- **DATA TO PROCESS**:
☆ ☆ ☆ ☆ ☆

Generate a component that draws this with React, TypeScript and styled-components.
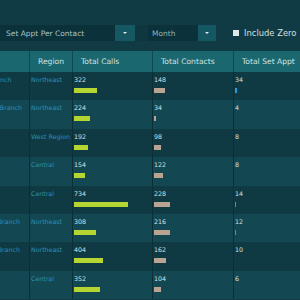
import styled, { createGlobalStyle } from "styled-components";

const GlobalStyle = createGlobalStyle`
  html, body {
    margin: 0;
    padding: 0;
    background: #103b45;
  }
`;

// px per unit, shared by every bar column
const BAR_SCALE = 0.0735;

interface BranchRow {
  branch: string;
  region: string;
  calls: number;
  contacts: number;
  setAppt: number;
}

const rows: BranchRow[] = [
  { branch: "Hartford Branch", region: "Northeast", calls: 322, contacts: 148, setAppt: 34 },
  { branch: "Manchester Branch", region: "Northeast", calls: 224, contacts: 34, setAppt: 4 },
  { branch: "Phoenix", region: "West Region", calls: 192, contacts: 98, setAppt: 8 },
  { branch: "Dallas", region: "Central", calls: 154, contacts: 122, setAppt: 8 },
  { branch: "Omaha", region: "Central", calls: 734, contacts: 228, setAppt: 14 },
  { branch: "Providence Branch", region: "Northeast", calls: 308, contacts: 216, setAppt: 12 },
  { branch: "Providence Branch", region: "Northeast", calls: 404, contacts: 162, setAppt: 10 },
  { branch: "Tulsa", region: "Central", calls: 352, contacts: 104, setAppt: 6 },
];

const Page = styled.div`
  width: 300px;
  height: 300px;
  overflow: hidden;
  background: #103b45;
  font-family: "DejaVu Sans", Verdana, sans-serif;
`;

const Toolbar = styled.div`
  display: flex;
  align-items: center;
  height: 16px;
  margin-top: 25px;
  margin-bottom: 10px;
`;

const SelectBox = styled.div<{ $width: number; $dim?: boolean }>`
  width: ${({ $width }) => $width}px;
  height: 16px;
  box-sizing: border-box;
  padding-left: ${({ $dim }) => ($dim ? 4 : 6)}px;
  display: flex;
  align-items: center;
  background: #0b313a;
  color: ${({ $dim }) => ($dim ? "#8fb2b9" : "#a6c4ca")};
  font-size: 7.5px;
  white-space: nowrap;
`;

const ArrowButton = styled.div<{ $width: number }>`
  width: ${({ $width }) => $width}px;
  height: 16px;
  display: flex;
  align-items: center;
  justify-content: center;
  background: #155762;

  &::after {
    content: "";
    border-left: 2px solid transparent;
    border-right: 2px solid transparent;
    border-top: 2px solid #e4eef0;
  }
`;

const Spacer = styled.div`
  width: 13px;
  height: 16px;
  background: #0e3740;
`;

const CheckRow = styled.label`
  display: flex;
  align-items: center;
  margin-left: 17px;
  gap: 5px;
  color: #d2e0e0;
  font-size: 8.4px;
  white-space: nowrap;
`;

const CheckBox = styled.span`
  width: 6px;
  height: 6px;
  background: #dfe6e8;
`;

const TableClip = styled.div`
  overflow: hidden;
`;

const Table = styled.div`
  margin-left: -40px;
  width: 400px;
`;

const Row = styled.div<{ $kind: "head" | "odd" | "even" }>`
  display: grid;
  grid-template-columns: 70px 43px 80px 81px 1fr;
  height: ${({ $kind }) => ($kind === "head" ? "21px" : "28.4px")};
  background: ${({ $kind }) =>
    $kind === "head" ? "#1b6770" : $kind === "odd" ? "#0f3a43" : "#134853"};
`;

const HeadCell = styled.div`
  display: flex;
  align-items: center;
  padding-left: 8px;
  border-right: 1px solid #0f4a53;
  color: #cde2e2;
  font-size: 7.6px;
  white-space: nowrap;
  overflow: hidden;
`;

const Cell = styled.div`
  padding: 3px 0 0 1px;
  border-right: 1px solid #0b2f37;
  font-size: 6.3px;
  line-height: 9px;
  white-space: nowrap;
  overflow: hidden;
`;

const NameText = styled.div`
  color: #2f90b2;
`;

const NumText = styled.div`
  color: #d6e0e0;
`;

const Bar = styled.div<{ $color: string }>`
  height: 5px;
  margin-top: 4px;
  background: ${({ $color }) => $color};
`;

function BarCell({ value, color }: { value: number; color: string }) {
  return (
    <Cell>
      <NumText>{value}</NumText>
      <Bar $color={color} style={{ width: `${Math.round(value * BAR_SCALE - 0.3)}px` }} />
    </Cell>
  );
}

export default function App() {
  return (
    <Page>
      <GlobalStyle />
      <Toolbar>
        <SelectBox $width={115}>Set Appt Per Contact</SelectBox>
        <ArrowButton $width={20} />
        <Spacer />
        <SelectBox $width={50} $dim>
          Month
        </SelectBox>
        <ArrowButton $width={18} />
        <CheckRow>
          <CheckBox />
          Include Zero
        </CheckRow>
      </Toolbar>
      <TableClip>
        <Table>
          <Row $kind="head">
            <HeadCell>Branch</HeadCell>
            <HeadCell>Region</HeadCell>
            <HeadCell>Total Calls</HeadCell>
            <HeadCell>Total Contacts</HeadCell>
            <HeadCell>Total Set Appt</HeadCell>
          </Row>
          {rows.map((r, i) => (
            <Row key={i} $kind={i % 2 === 0 ? "odd" : "even"}>
              <Cell>
                <NameText>{r.branch}</NameText>
              </Cell>
              <Cell>
                <NameText>{r.region}</NameText>
              </Cell>
              <BarCell value={r.calls} color="#b5d532" />
              <BarCell value={r.contacts} color="#b9a392" />
              <BarCell value={r.setAppt} color="#2f9bd3" />
            </Row>
          ))}
        </Table>
      </TableClip>
    </Page>
  );
}
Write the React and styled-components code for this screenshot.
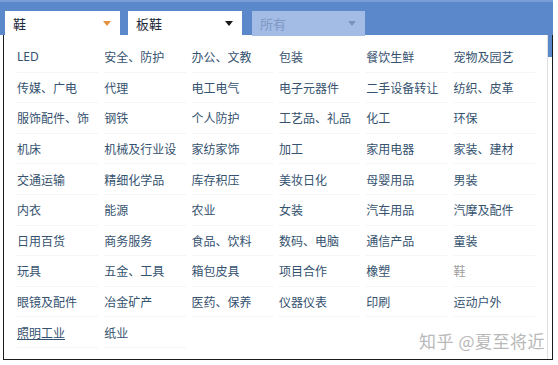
import React from 'react';
import styled, { createGlobalStyle } from 'styled-components';

const GlobalStyle = createGlobalStyle`
  body {
    margin: 0;
    background: #fff;
    font-family: "Noto Sans CJK SC", "Noto Sans", sans-serif;
  }
`;

const Panel = styled.div`
  margin-left: 3px;
  width: 548px;
  border: 1px solid #1c1c1c;
  border-top: none;
  background: #fff;
  position: relative;
`;

const Header = styled.div`
  display: flex;
  align-items: flex-start;
  height: 35px;
  box-sizing: border-box;
  padding: 9px 0 0 5px;
  margin-left: -4px;
  width: 553px;
  background: #5b87cb;
  border-top: 2px solid #7a9fd8;
`;

const Select = styled.div`
  display: flex;
  align-items: center;
  justify-content: space-between;
  box-sizing: border-box;
  width: ${p => p.w}px;
  height: 25px;
  margin-right: ${p => p.gap || 0}px;
  padding: 0 9px 0 8px;
  background: ${p => (p.disabled ? '#a2bce6' : '#fff')};
  color: ${p => (p.disabled ? '#7f97c4' : '#1e2a3a')};
  font-size: 13px;
`;

const Arrow = styled.span`
  width: 0;
  height: 0;
  border-left: 4px solid transparent;
  border-right: 4px solid transparent;
  border-top: 5px solid ${p => p.color};
`;

const Body = styled.div`
  display: flex;
`;

const Grid = styled.div`
  flex: 1;
  display: grid;
  grid-template-columns: repeat(6, 87.3px);
  grid-auto-rows: 30.6px;
  padding: 7px 0 11px 13px;
`;

const Cell = styled.div`
  display: flex;
  align-items: center;
  margin-right: 6px;
  border-bottom: 1px solid #f3f5f8;
  font-size: 12px;
  white-space: nowrap;
  color: ${p => (p.muted ? '#9d9d9d' : '#35526f')};
  text-decoration: ${p => (p.hover ? 'underline' : 'none')};
  font-family: ${p => (p.latin ? '"Noto Sans", sans-serif' : 'inherit')};
`;

const ScrollTrack = styled.div`
  width: 4px;
  border-left: 1px solid #e0e0e0;
`;

const Thumb = styled.div`
  height: 22px;
  background: #5b87cb;
`;

const Watermark = styled.div`
  position: absolute;
  right: 7px;
  bottom: 6px;
  font-size: 17px;
  color: #b8b8b8;
  letter-spacing: 0.5px;
`;

const items = [
  'LED', '安全、防护', '办公、文教', '包装', '餐饮生鲜', '宠物及园艺',
  '传媒、广电', '代理', '电工电气', '电子元器件', '二手设备转让', '纺织、皮革',
  '服饰配件、饰', '钢铁', '个人防护', '工艺品、礼品', '化工', '环保',
  '机床', '机械及行业设', '家纺家饰', '加工', '家用电器', '家装、建材',
  '交通运输', '精细化学品', '库存积压', '美妆日化', '母婴用品', '男装',
  '内衣', '能源', '农业', '女装', '汽车用品', '汽摩及配件',
  '日用百货', '商务服务', '食品、饮料', '数码、电脑', '通信产品', '童装',
  '玩具', '五金、工具', '箱包皮具', '项目合作', '橡塑', '鞋',
  '眼镜及配件', '冶金矿产', '医药、保养', '仪器仪表', '印刷', '运动户外',
  '照明工业', '纸业',
];

export default function App() {
  return (
    <>
      <GlobalStyle />
      <Panel>
        <Header>
          <Select w={115} gap={8}>
            <span>鞋</span>
            <Arrow color="#e8913c" />
          </Select>
          <Select w={114} gap={10}>
            <span>板鞋</span>
            <Arrow color="#1a1a1a" />
          </Select>
          <Select w={113} disabled>
            <span>所有</span>
            <Arrow color="#7d93bd" />
          </Select>
        </Header>
        <Body>
          <Grid>
            {items.map(name => (
              <Cell
                key={name}
                latin={name === 'LED'}
                muted={name === '鞋'}
                hover={name === '照明工业'}
              >
                {name}
              </Cell>
            ))}
          </Grid>
          <ScrollTrack>
            <Thumb />
          </ScrollTrack>
        </Body>
        <Watermark>知乎 @夏至将近</Watermark>
      </Panel>
    </>
  );
}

☆ ☆ ☆ ☆ ☆

- **EXERCISE AIM**:
Copy all lines from the material that contain "components".

- **RIGHT ANSWER**:
Generate a component that draws this with React, TypeScript and styled-components.
import styled, { createGlobalStyle } from "styled-components";
Write the React and styled-components code for this screenshot.
import styled, { createGlobalStyle } from 'styled-components';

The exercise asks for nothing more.